* Instructions to follow *
Each line below should be retyped exactly, with no pictures.
....................
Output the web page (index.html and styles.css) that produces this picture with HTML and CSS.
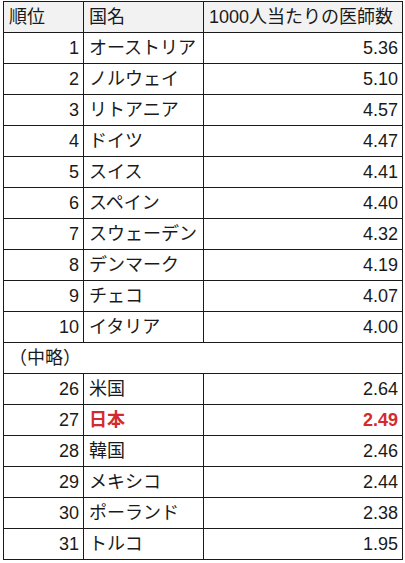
FILE: index.html
```html
<!DOCTYPE html>
<html lang="ja">
<head>
<meta charset="utf-8">
<link rel="stylesheet" href="styles.css">
</head>
<body>
<table class="rank">
  <colgroup><col class="c1"><col class="c2"><col class="c3"></colgroup>
  <thead>
    <tr><th class="l">順位</th><th class="l">国名</th><th class="l">1000人当たりの医師数</th></tr>
  </thead>
  <tbody>
    <tr><td class="r">1</td><td>オーストリア</td><td class="r">5.36</td></tr>
    <tr><td class="r">2</td><td>ノルウェイ</td><td class="r">5.10</td></tr>
    <tr><td class="r">3</td><td>リトアニア</td><td class="r">4.57</td></tr>
    <tr><td class="r">4</td><td>ドイツ</td><td class="r">4.47</td></tr>
    <tr><td class="r">5</td><td>スイス</td><td class="r">4.41</td></tr>
    <tr><td class="r">6</td><td>スペイン</td><td class="r">4.40</td></tr>
    <tr><td class="r">7</td><td>スウェーデン</td><td class="r">4.32</td></tr>
    <tr><td class="r">8</td><td>デンマーク</td><td class="r">4.19</td></tr>
    <tr><td class="r">9</td><td>チェコ</td><td class="r">4.07</td></tr>
    <tr><td class="r">10</td><td>イタリア</td><td class="r">4.00</td></tr>
    <tr><td colspan="3" class="omit">（中略）</td></tr>
    <tr><td class="r">26</td><td>米国</td><td class="r">2.64</td></tr>
    <tr class="jp"><td class="r">27</td><td>日本</td><td class="r">2.49</td></tr>
    <tr><td class="r">28</td><td>韓国</td><td class="r">2.46</td></tr>
    <tr><td class="r">29</td><td>メキシコ</td><td class="r">2.44</td></tr>
    <tr><td class="r">30</td><td>ポーランド</td><td class="r">2.38</td></tr>
    <tr><td class="r">31</td><td>トルコ</td><td class="r">1.95</td></tr>
  </tbody>
</table>
</body>
</html>
```
FILE: styles.css
```css
html, body {
  margin: 0;
  padding: 0;
  background: #ffffff;
}
body {
  font-family: "Liberation Sans", "Noto Sans CJK JP", sans-serif;
  font-size: 18px;
  color: #1a1a1a;
}
.rank {
  margin: 1px 0 0 3px;
  border-collapse: collapse;
  table-layout: fixed;
  width: 399px;
  border: 1px solid #1a1a1a;
}
.c1 { width: 80px; }
.c2 { width: 120px; }
.c3 { width: 199px; }
.rank th, .rank td {
  border: 1px solid #1a1a1a;
  height: 31px;
  padding: 0 4px 0 5px;
  box-sizing: border-box;
  white-space: nowrap;
  line-height: 20px;
  vertical-align: middle;
}
.rank th {
  background: #f2f2f2;
  font-weight: normal;
}
.l { text-align: left; }
.r { text-align: right; }
.omit { padding-left: 4px; }
.jp td:nth-child(2), .jp td:nth-child(3) {
  color: #d42a2f;
  font-weight: bold;
}
```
....................
* Response below *
Output the web page (index.html and styles.css) that produces this picture with HTML and CSS.
FILE: index.html
```html
<!DOCTYPE html>
<html lang="ja">
<head>
<meta charset="utf-8">
<link rel="stylesheet" href="styles.css">
</head>
<body>
<table class="rank">
  <colgroup><col class="c1"><col class="c2"><col class="c3"></colgroup>
  <thead>
    <tr><th class="l">順位</th><th class="l">国名</th><th class="l">1000人当たりの医師数</th></tr>
  </thead>
  <tbody>
    <tr><td class="r">1</td><td>オーストリア</td><td class="r">5.36</td></tr>
    <tr><td class="r">2</td><td>ノルウェイ</td><td class="r">5.10</td></tr>
    <tr><td class="r">3</td><td>リトアニア</td><td class="r">4.57</td></tr>
    <tr><td class="r">4</td><td>ドイツ</td><td class="r">4.47</td></tr>
    <tr><td class="r">5</td><td>スイス</td><td class="r">4.41</td></tr>
    <tr><td class="r">6</td><td>スペイン</td><td class="r">4.40</td></tr>
    <tr><td class="r">7</td><td>スウェーデン</td><td class="r">4.32</td></tr>
    <tr><td class="r">8</td><td>デンマーク</td><td class="r">4.19</td></tr>
    <tr><td class="r">9</td><td>チェコ</td><td class="r">4.07</td></tr>
    <tr><td class="r">10</td><td>イタリア</td><td class="r">4.00</td></tr>
    <tr><td colspan="3" class="omit">（中略）</td></tr>
    <tr><td class="r">26</td><td>米国</td><td class="r">2.64</td></tr>
    <tr class="jp"><td class="r">27</td><td>日本</td><td class="r">2.49</td></tr>
    <tr><td class="r">28</td><td>韓国</td><td class="r">2.46</td></tr>
    <tr><td class="r">29</td><td>メキシコ</td><td class="r">2.44</td></tr>
    <tr><td class="r">30</td><td>ポーランド</td><td class="r">2.38</td></tr>
    <tr><td class="r">31</td><td>トルコ</td><td class="r">1.95</td></tr>
  </tbody>
</table>
</body>
</html>
```
FILE: styles.css
```css
html, body {
  margin: 0;
  padding: 0;
  background: #ffffff;
}
body {
  font-family: "Liberation Sans", "Noto Sans CJK JP", sans-serif;
  font-size: 18px;
  color: #1a1a1a;
}
.rank {
  margin: 1px 0 0 3px;
  border-collapse: collapse;
  table-layout: fixed;
  width: 399px;
  border: 1px solid #1a1a1a;
}
.c1 { width: 80px; }
.c2 { width: 120px; }
.c3 { width: 199px; }
.rank th, .rank td {
  border: 1px solid #1a1a1a;
  height: 31px;
  padding: 0 4px 0 5px;
  box-sizing: border-box;
  white-space: nowrap;
  line-height: 20px;
  vertical-align: middle;
}
.rank th {
  background: #f2f2f2;
  font-weight: normal;
}
.l { text-align: left; }
.r { text-align: right; }
.omit { padding-left: 4px; }
.jp td:nth-child(2), .jp td:nth-child(3) {
  color: #d42a2f;
  font-weight: bold;
}
```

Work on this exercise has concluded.